Typo: whose derivative will be the argument that we previously integrated.

anonymous · Answer

and the other one is x^2/2

anonymous · Answer

Yup. So we get: $$\int (x^2 + x)dx = \frac{x^3}{3} + \frac{x^2}{2} $$

anonymous · Answer

But now we have to work out the limits.

anonymous · Answer

$$\int\limits_{a}^{b}f(x)dx = F(b) - F(a)$$That is, after we computed F (from the antiderivative) we need to plug in the values for b and a and simplify,

anonymous · Answer

The end result of a definite integral should be a number, or something that recalls a number. Not a function, as oppose to the indefinite integral.

anonymous · Answer

$$ F(x) = \frac{x^3}{3} + \frac{x^2}{2} $$For us :-)

anonymous · Answer

so i plug in the numbers to that function?

anonymous · Answer

Yup, 9 and -a

anonymous · Answer

is that my final answer?

anonymous · Answer

After plugging in both numbers, yeah.
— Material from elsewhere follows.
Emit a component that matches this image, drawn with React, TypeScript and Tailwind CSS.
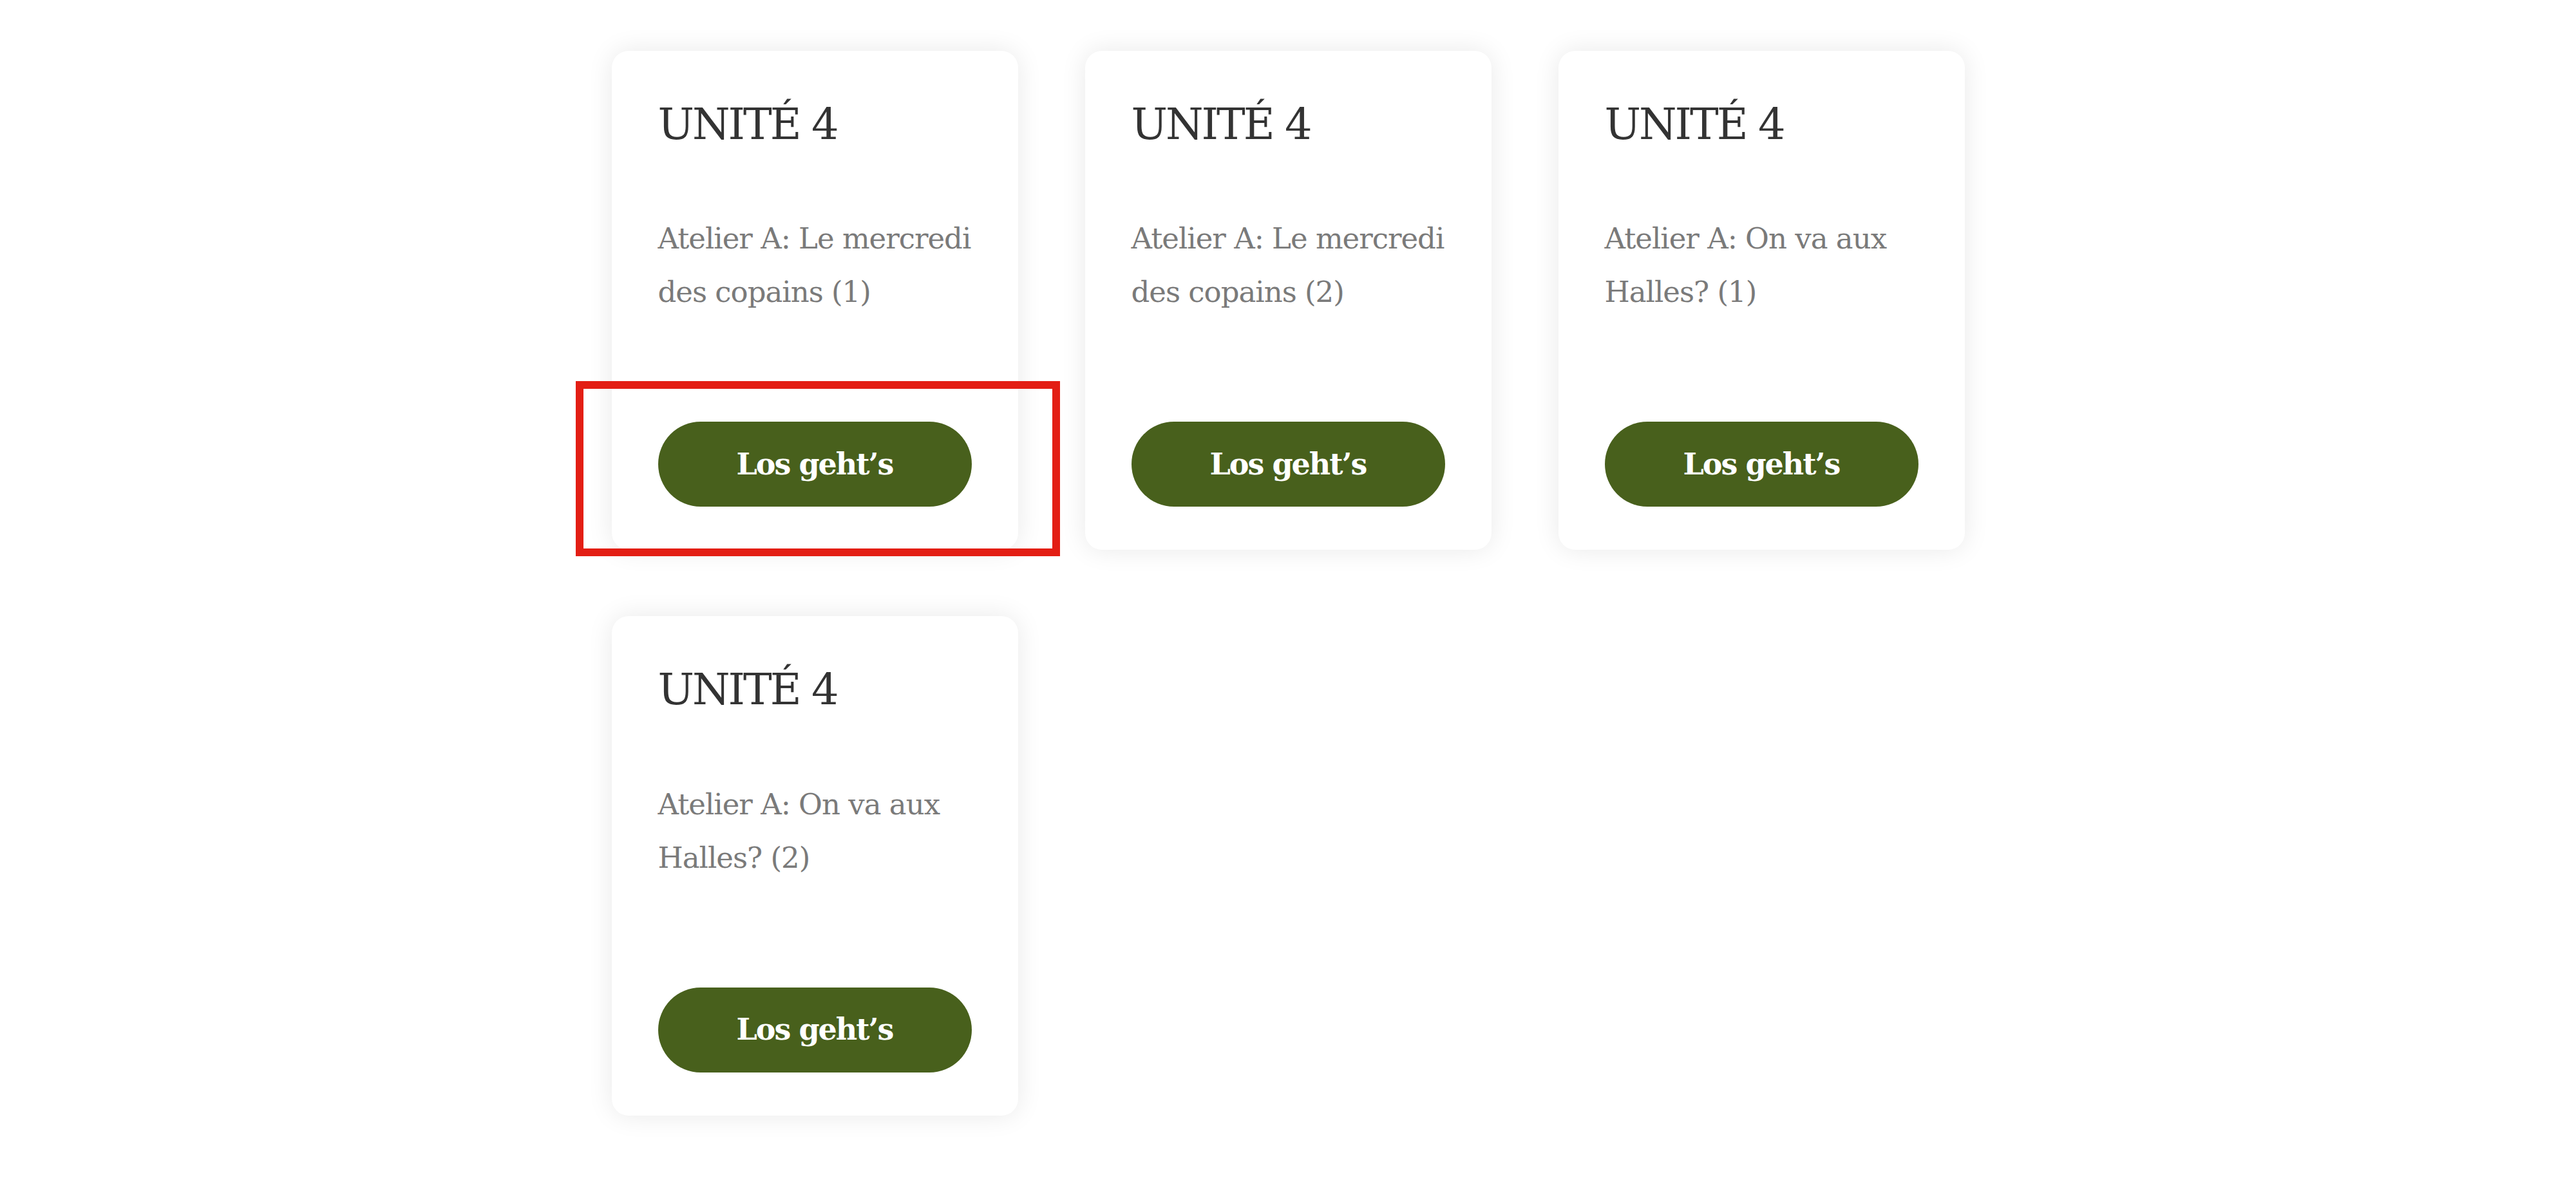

Assuming that a is an arbitrary constant.

anonymous · Answer

i got 202.5-(-a)^3/3-(-a)^2/2 im plugging it in its saying its wrong am i doing something wrong?

anonymous · Answer

I got $$\frac{a^3}{3} - \frac{a^2}{2} + 283.5 $$Maybe check the power of nines?

anonymous · Answer

yes that was the problem thank you so much.

anonymous · Answer

You are welcome :-)